Where Is The Caribbean: History, Geography and Geology
The Caribbean Sea and the North Atlantic Ocean encircle the Caribbean region of America. It is renowned for offering prospects for growth and economic diversity. It has breathtaking scenery and a vibrant culture. The Caribbean, one of the most popular travel destinations in the world, is well-known for its “blue economy,” or sustainable use of ocean resources, which has enormous potential for economic growth in addition to the expansion of the region’s creative industries, logistics, and agricultural services.

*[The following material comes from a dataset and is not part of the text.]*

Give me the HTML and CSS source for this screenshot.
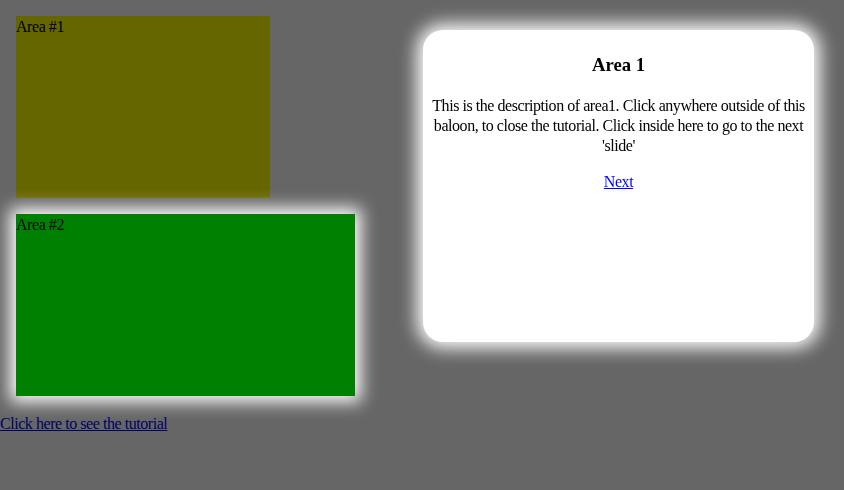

The Caribbean region lies to the east of Central America, to the north and south of America, and to the southeast of the Gulf of Mexico and the North American mainland. More than 700 islands, islets, reefs, and cays can be found in the region, which makes up a large portion of the Caribbean Plate. The island arcs that depict the Caribbean Sea’s eastern and northern borders are made up of these islands. Southeast of the Gulf of Mexico lies the Caribbean Sea, a body of water that borders the Atlantic Ocean.
An area of about 2,754,000 km2 is covered by the sea (1,063,000 square miles). The average depth of the Cayman Trench, which separates Jamaica and Cuba, is 2200 meters, but it can reach a depth of 7500 meters.The Caribbean Sea, with all of its many islands, is completed by the Wider Caribbean.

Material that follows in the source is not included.